Millennial parents have raised dependent adults, and it’s time to stop the damage

Let us drop the niceties. Many millennial parents meant well, but in trying to protect their kids from discomfort, they produced a wave of overgrown children. People who can vote, drive, and work, yet still need a parent to call about a job, an apartment, or any basic conflict. Once you cross into adulthood, having your mother negotiate on your behalf is not love. It is humiliation dressed as care.
The Gen X perspective
I am Gen X. If my mother had called anyone about my life at this age, even fifteen years earlier, I would have been mortified. That was not pride. That was dignity. Embarrassment taught boundaries and self reliance. You faced consequences. You handled your own messes.
Millennial parents removed that pressure valve. They became agents and emotional airbags. College applications, job interviews, first apartments. Every failure was cushioned before it could teach anything. The model that kept kids safe also kept them weak.
How this happened
- Parents confused love with control. Guidance became micromanagement. Coaching turned into intervention. Dependency felt normal.
- Failure was framed as trauma. Small setbacks became crises for adults to solve. Pain, which teaches, was removed.
- Comfort became the family rule. Chores, deadlines, and hard talks were replaced by excuses. Convenience smothered competence.
- Parents needed to feel needed. Helicoptering reassured parents more than it helped kids. It signaled that the child could not handle life solo.
The results
We now see adults who cannot decide without a group chat, who fold at routine workplace friction, who delay independence, then expect rescue. When the parent is gone, the adult is stranded. That is the bill for years of enabling.
Once you are gone, they are not prepared. You did not protect them. You disabled them.
How to undo the damage
- Stop doing tasks they can do. No calls, no scheduling, no resume writing. If they are capable, they are responsible.
- Reintroduce consequence. Let mistakes sting. The sting is the teacher.
- Charge rent or set deadlines. Living at home is a transition, not a lifestyle. Set a date and targets.
- Refuse to be the middleperson. If a consultant or employer needs to speak to them, step aside. That is their call.
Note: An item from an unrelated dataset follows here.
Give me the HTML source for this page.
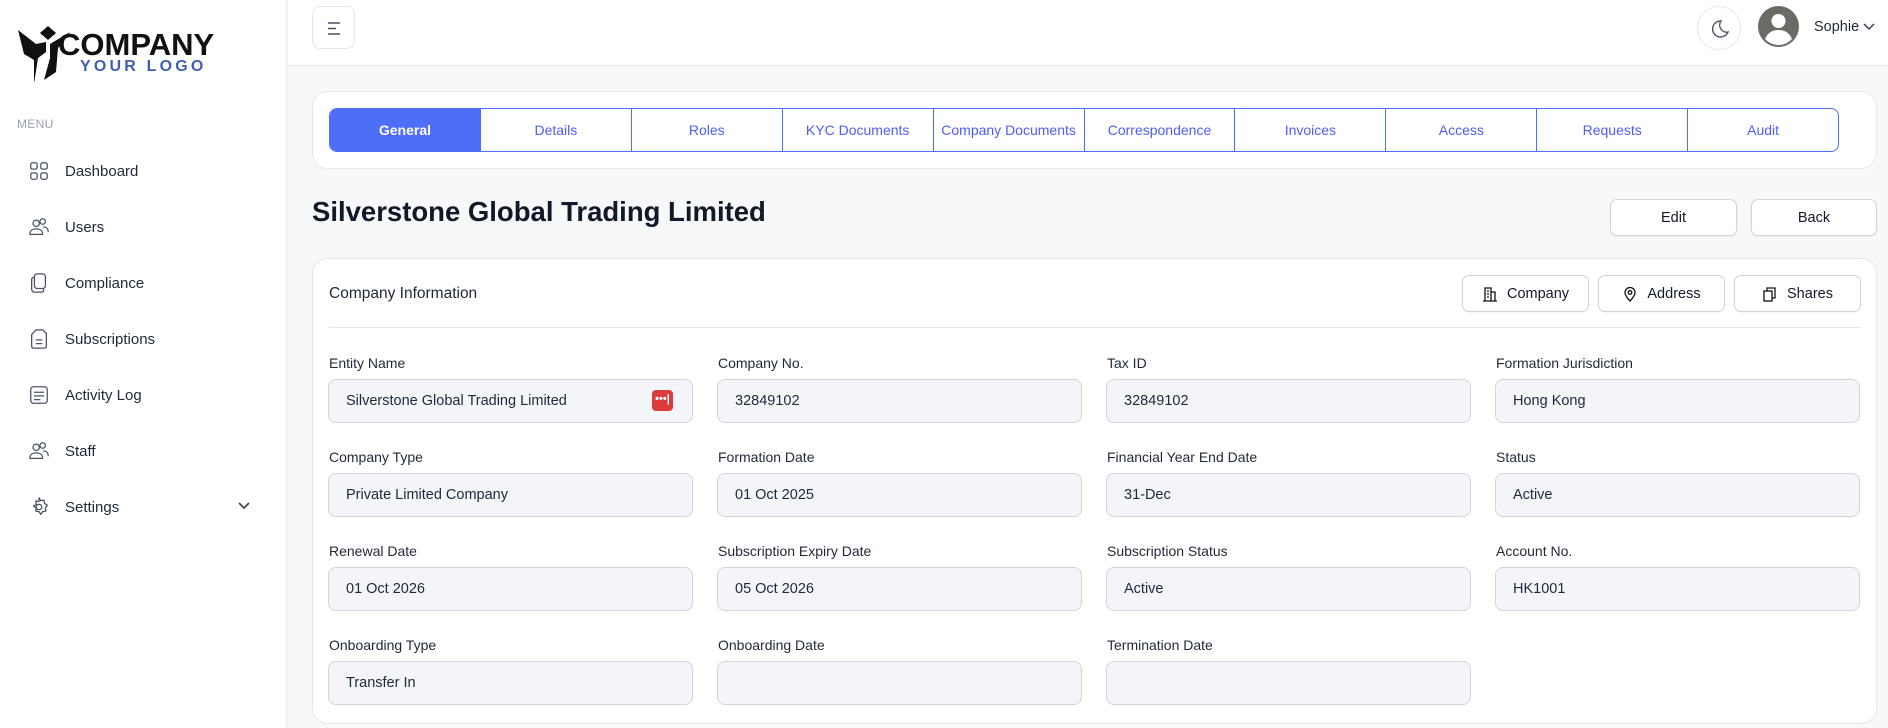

- Use embarrassment as a tutor. First apology. First rejection. First hard call. That is the gym where competence grows.
Coaching script you can steal: I will coach, not do. I will review once. From November 1, all employer communication is yours. If you want help, bring a plan and a draft.
Ready to return ownership to your adult child and keep the relationship intact?
Quick answers
Is it wrong to help with job applications
Help by coaching, not by doing. Review once, then require your adult child to write, send, and follow up.
How do I set a boundary without a war at home
Use one script, one date, one rule. Calm voice. No debates. Repeat as needed.
What if there is no progress after months
Tie support to visible effort. If there is no effort, tighten the contract. Reduce privileges. Keep love. Keep boundaries.